::: Input for this task :::
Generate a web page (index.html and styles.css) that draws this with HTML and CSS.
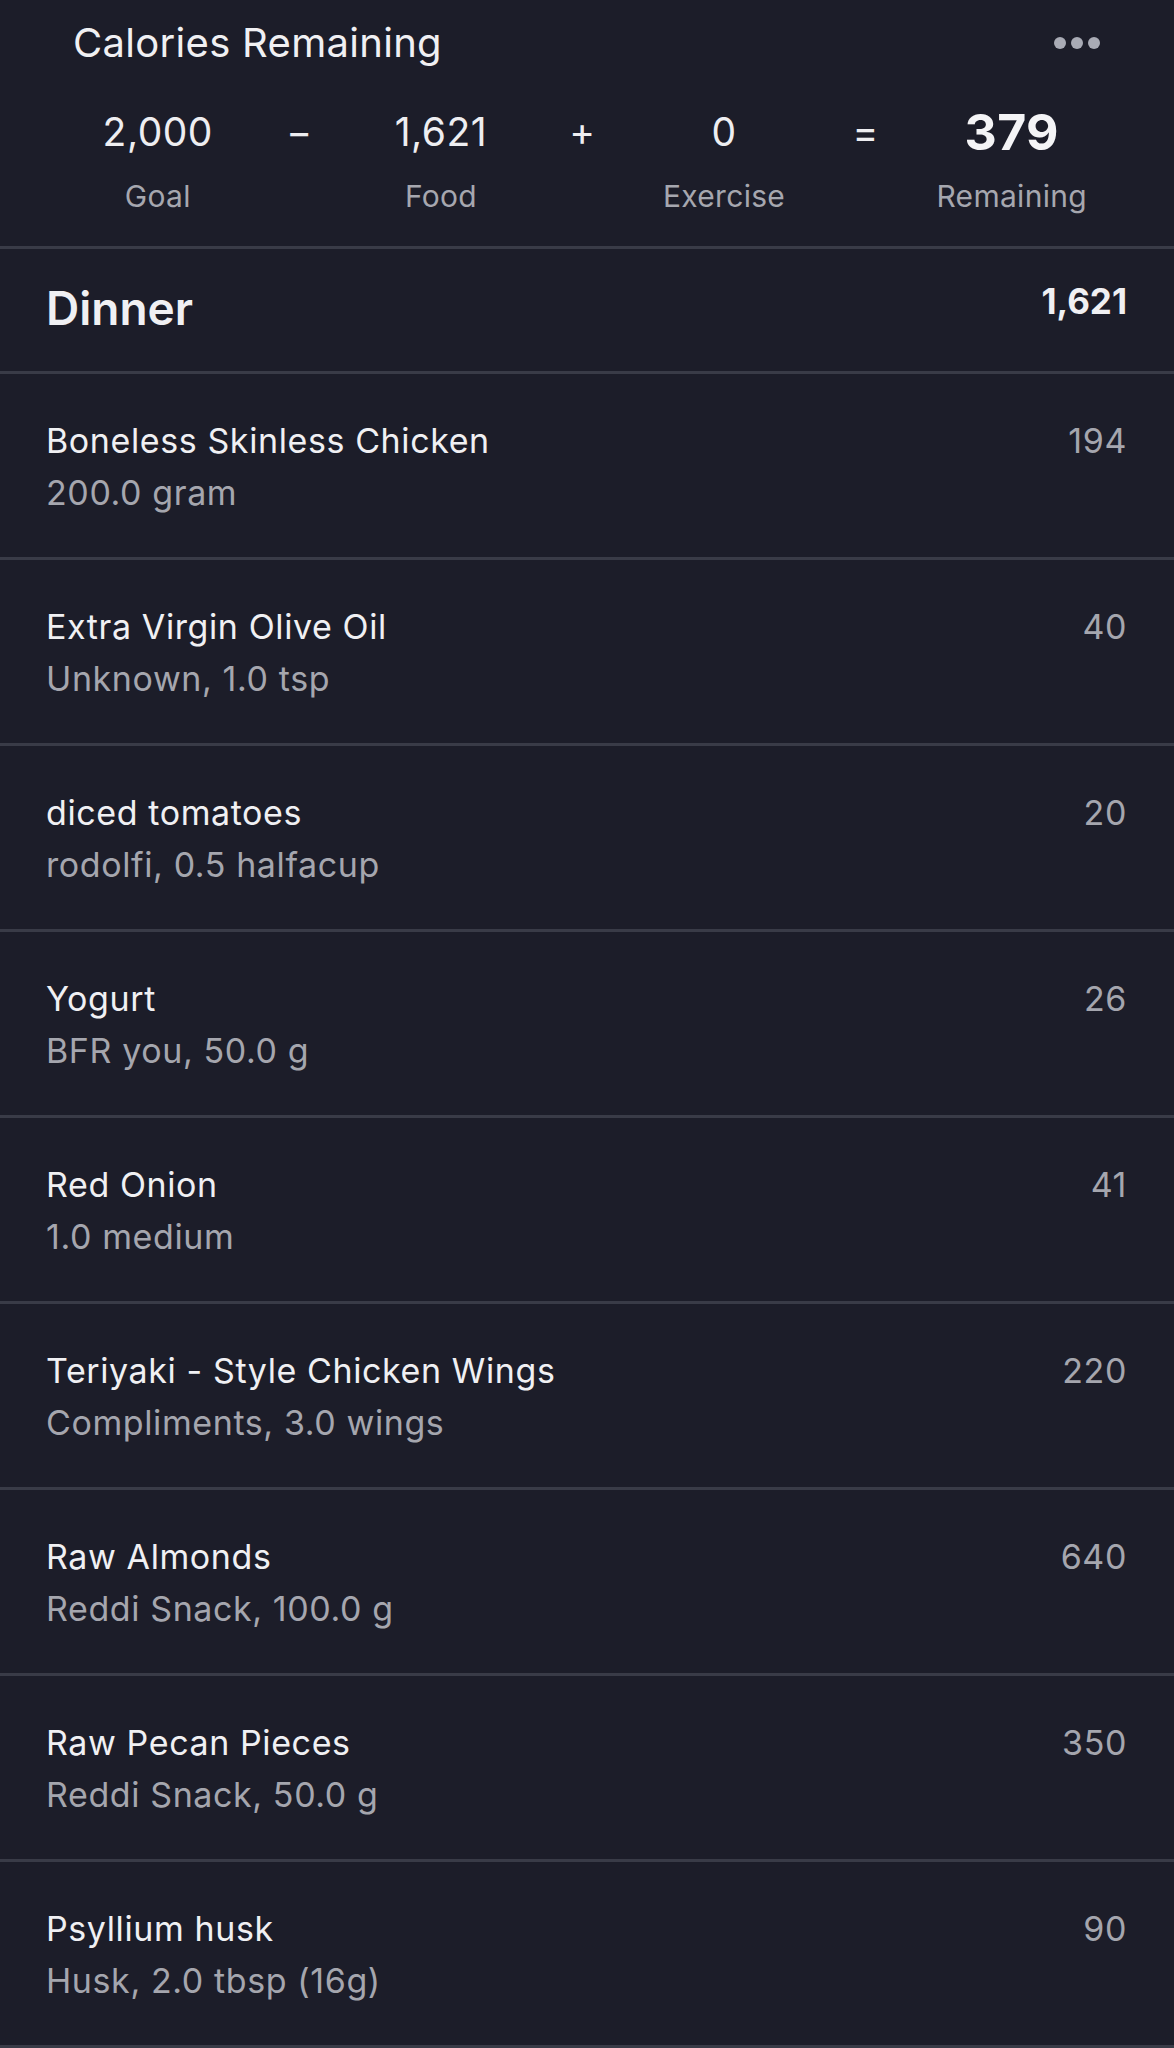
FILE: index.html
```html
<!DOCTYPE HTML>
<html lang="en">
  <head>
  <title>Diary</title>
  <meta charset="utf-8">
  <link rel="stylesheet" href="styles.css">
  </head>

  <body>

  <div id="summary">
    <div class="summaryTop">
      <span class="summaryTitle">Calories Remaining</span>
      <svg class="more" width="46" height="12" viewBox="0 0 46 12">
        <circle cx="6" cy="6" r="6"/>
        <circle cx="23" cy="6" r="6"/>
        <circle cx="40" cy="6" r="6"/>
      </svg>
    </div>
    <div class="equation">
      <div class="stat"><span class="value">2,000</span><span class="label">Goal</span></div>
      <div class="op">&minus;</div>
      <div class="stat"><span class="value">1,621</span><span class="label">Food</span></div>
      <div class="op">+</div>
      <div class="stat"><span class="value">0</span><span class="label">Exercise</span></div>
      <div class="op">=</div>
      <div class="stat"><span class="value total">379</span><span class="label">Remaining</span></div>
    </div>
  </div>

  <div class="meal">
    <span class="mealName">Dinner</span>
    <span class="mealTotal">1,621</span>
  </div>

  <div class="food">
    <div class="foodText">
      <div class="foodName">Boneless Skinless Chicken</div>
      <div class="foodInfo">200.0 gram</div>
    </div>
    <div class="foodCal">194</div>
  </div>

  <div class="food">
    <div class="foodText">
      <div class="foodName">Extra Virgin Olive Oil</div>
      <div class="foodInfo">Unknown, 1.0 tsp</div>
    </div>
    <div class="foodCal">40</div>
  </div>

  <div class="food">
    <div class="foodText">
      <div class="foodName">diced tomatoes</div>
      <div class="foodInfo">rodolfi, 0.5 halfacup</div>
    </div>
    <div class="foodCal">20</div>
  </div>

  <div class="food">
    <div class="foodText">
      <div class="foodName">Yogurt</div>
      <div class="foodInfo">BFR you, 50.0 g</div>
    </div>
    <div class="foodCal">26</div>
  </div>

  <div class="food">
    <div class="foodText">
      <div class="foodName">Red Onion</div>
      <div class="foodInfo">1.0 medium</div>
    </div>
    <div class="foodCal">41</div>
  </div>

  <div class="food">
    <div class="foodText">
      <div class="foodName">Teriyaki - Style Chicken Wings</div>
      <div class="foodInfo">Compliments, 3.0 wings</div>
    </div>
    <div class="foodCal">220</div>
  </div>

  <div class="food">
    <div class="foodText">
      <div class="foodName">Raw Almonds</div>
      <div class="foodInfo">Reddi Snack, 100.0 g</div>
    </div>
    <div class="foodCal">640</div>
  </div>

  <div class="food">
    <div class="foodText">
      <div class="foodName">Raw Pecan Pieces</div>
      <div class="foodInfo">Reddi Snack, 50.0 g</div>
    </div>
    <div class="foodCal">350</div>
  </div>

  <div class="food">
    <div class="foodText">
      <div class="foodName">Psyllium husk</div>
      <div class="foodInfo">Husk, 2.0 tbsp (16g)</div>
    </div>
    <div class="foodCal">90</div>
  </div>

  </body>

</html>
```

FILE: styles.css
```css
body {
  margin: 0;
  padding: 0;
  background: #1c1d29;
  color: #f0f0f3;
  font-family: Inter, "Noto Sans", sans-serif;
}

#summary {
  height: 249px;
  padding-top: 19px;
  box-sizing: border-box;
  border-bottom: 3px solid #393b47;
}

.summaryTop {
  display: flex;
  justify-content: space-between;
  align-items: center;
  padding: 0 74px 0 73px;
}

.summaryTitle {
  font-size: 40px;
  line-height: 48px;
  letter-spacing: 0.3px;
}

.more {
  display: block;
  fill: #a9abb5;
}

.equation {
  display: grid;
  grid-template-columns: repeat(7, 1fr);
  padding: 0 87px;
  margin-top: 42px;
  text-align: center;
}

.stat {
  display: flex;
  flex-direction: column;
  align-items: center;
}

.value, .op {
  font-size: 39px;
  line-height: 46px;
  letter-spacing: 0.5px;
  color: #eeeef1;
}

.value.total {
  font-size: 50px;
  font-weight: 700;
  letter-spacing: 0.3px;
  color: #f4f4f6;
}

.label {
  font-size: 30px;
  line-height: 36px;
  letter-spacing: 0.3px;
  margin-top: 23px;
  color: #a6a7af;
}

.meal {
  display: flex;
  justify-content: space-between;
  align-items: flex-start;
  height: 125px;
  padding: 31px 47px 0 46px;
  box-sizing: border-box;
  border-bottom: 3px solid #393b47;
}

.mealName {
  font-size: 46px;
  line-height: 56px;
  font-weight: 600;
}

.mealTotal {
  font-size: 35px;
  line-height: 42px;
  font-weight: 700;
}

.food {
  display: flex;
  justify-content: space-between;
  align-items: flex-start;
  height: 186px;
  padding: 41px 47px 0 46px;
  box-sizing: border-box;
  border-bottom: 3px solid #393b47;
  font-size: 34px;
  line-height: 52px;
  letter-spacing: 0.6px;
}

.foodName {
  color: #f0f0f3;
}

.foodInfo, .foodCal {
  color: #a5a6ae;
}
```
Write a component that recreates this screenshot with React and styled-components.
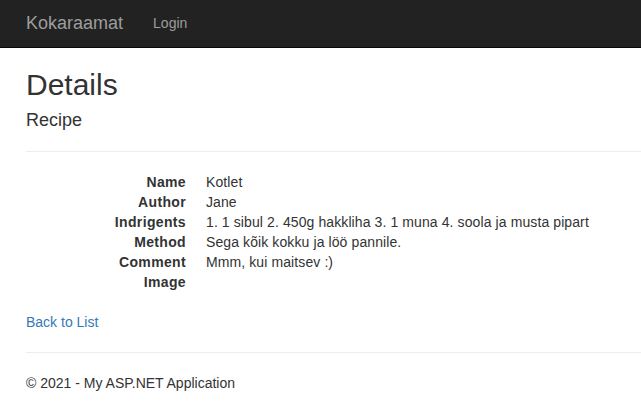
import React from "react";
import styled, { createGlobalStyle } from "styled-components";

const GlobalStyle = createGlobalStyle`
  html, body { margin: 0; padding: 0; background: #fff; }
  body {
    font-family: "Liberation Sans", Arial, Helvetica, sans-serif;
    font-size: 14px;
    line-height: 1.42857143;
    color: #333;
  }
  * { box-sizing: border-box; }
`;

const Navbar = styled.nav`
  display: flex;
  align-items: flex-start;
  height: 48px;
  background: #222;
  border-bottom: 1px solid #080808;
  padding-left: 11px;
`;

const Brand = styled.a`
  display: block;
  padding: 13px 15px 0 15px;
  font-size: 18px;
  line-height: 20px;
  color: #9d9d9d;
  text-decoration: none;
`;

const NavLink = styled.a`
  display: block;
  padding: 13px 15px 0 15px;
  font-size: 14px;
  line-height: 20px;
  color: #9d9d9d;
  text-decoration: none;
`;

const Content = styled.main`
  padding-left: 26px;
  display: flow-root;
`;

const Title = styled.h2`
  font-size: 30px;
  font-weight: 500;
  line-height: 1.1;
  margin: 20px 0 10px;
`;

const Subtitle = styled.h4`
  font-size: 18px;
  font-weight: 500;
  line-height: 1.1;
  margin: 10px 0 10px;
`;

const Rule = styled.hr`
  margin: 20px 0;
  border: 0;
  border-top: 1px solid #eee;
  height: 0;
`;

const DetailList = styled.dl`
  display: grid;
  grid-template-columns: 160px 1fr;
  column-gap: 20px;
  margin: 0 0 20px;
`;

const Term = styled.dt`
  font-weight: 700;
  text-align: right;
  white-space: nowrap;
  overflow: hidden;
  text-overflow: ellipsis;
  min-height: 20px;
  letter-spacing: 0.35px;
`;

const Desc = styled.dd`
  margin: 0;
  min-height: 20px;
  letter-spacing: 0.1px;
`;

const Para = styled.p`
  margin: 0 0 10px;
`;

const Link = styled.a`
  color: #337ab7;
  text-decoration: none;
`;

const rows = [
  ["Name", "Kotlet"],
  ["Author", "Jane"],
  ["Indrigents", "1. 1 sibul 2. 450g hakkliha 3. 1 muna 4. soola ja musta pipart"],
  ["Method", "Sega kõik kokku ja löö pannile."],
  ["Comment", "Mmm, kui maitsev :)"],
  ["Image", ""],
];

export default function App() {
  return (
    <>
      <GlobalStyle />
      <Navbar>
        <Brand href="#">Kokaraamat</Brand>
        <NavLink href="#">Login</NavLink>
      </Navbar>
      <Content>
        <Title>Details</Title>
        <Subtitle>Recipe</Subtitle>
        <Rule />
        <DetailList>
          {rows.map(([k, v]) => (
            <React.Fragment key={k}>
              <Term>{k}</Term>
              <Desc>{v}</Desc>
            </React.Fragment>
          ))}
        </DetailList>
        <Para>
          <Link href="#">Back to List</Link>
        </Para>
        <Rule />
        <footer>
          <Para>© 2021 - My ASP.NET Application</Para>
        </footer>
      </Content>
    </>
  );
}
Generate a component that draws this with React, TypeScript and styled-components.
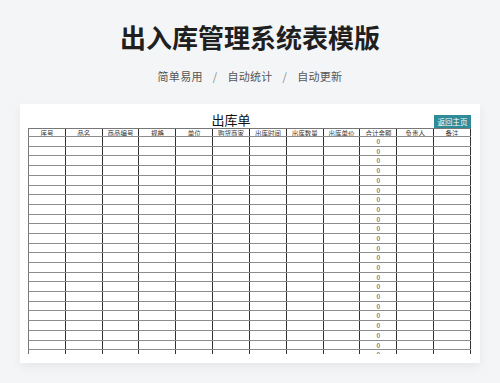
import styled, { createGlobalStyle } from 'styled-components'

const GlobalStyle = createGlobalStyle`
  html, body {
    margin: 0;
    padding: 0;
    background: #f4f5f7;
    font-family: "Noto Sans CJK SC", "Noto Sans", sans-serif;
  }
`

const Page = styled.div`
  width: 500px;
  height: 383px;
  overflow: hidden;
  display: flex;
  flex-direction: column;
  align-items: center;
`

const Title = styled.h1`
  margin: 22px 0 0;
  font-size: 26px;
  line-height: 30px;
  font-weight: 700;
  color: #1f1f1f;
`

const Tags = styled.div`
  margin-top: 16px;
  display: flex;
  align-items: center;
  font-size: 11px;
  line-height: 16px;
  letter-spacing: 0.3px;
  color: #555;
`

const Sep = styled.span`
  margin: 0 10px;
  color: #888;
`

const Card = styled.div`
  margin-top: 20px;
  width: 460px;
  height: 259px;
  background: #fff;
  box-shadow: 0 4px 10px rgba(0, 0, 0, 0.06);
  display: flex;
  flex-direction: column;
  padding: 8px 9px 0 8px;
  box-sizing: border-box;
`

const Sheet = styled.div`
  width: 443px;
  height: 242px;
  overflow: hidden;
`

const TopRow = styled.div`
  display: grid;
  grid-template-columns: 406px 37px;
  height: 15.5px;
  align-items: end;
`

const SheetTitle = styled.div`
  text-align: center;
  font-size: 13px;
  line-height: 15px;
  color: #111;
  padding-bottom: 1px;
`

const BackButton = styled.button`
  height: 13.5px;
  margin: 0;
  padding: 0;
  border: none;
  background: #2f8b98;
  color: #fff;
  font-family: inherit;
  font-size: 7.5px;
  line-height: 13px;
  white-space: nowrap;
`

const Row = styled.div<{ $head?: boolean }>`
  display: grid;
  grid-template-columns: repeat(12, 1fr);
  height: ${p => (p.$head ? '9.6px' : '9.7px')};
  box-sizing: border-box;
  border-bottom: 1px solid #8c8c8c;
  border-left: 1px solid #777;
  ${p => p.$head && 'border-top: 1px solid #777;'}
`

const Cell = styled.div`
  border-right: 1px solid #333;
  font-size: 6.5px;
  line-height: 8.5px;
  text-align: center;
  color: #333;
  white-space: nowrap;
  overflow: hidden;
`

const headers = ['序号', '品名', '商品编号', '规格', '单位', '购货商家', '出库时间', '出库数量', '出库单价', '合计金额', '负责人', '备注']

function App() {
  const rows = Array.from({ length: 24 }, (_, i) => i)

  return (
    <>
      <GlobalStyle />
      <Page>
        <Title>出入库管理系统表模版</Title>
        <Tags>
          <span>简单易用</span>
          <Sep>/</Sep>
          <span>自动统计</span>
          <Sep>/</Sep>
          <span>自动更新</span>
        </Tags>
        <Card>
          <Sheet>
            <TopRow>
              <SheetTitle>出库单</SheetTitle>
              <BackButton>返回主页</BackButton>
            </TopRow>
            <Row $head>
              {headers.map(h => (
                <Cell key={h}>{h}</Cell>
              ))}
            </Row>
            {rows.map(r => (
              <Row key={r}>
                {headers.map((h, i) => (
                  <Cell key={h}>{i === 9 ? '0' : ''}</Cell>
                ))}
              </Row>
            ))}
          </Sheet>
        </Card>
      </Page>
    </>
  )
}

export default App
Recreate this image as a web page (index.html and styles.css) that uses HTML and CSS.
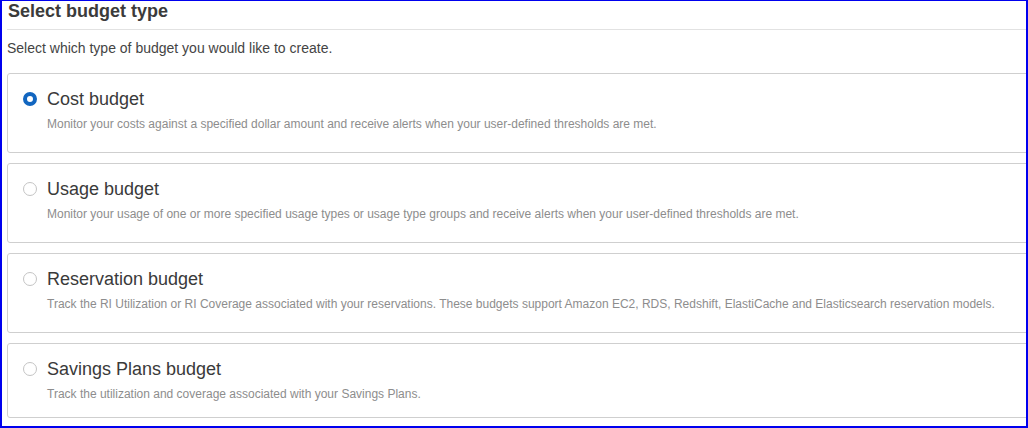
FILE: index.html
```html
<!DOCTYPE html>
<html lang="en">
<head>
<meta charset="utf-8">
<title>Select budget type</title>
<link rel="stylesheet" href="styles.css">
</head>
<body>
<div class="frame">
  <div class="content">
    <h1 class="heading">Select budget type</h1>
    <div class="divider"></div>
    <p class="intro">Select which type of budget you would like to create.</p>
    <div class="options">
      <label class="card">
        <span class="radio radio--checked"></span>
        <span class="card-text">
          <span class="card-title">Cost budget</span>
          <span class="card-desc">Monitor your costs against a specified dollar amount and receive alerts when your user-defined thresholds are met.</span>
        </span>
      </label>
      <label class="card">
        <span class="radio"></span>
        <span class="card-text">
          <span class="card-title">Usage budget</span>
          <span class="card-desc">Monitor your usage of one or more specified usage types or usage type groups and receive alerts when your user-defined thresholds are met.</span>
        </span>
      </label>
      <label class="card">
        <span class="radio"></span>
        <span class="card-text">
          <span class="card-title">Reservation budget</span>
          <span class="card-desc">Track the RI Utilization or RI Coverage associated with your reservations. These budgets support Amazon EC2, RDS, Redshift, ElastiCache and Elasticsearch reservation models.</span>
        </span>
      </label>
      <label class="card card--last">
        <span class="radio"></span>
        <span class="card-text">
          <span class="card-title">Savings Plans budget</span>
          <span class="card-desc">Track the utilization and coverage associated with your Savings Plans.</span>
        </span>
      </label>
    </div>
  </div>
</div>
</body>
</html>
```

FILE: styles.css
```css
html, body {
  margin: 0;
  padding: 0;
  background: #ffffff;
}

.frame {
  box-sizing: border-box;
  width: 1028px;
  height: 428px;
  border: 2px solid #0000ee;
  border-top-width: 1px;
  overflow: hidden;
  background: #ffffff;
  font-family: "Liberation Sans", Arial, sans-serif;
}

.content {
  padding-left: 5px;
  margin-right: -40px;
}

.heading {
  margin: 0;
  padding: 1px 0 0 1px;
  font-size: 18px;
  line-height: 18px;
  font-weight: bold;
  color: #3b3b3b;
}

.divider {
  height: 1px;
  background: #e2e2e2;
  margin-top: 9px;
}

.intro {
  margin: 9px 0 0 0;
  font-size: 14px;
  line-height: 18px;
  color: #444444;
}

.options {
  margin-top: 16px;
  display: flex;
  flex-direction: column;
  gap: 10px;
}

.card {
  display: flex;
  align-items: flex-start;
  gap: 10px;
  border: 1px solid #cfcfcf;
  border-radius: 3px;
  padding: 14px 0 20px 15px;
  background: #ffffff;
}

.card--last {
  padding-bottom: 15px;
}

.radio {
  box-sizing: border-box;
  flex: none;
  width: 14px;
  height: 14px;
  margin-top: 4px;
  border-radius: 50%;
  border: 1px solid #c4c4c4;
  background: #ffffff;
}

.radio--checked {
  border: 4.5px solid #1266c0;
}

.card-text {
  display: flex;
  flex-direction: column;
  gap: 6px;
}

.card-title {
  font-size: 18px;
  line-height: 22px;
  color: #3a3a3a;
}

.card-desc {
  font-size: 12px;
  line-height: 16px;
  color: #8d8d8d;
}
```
:::
*Exercise*
Go through the records above, find every line with the word "draws", and list those lines.

*Solution to this task*
Generate a web page (index.html and styles.css) that draws this with HTML and CSS.
Generate a component that draws this with React, TypeScript and styled-components.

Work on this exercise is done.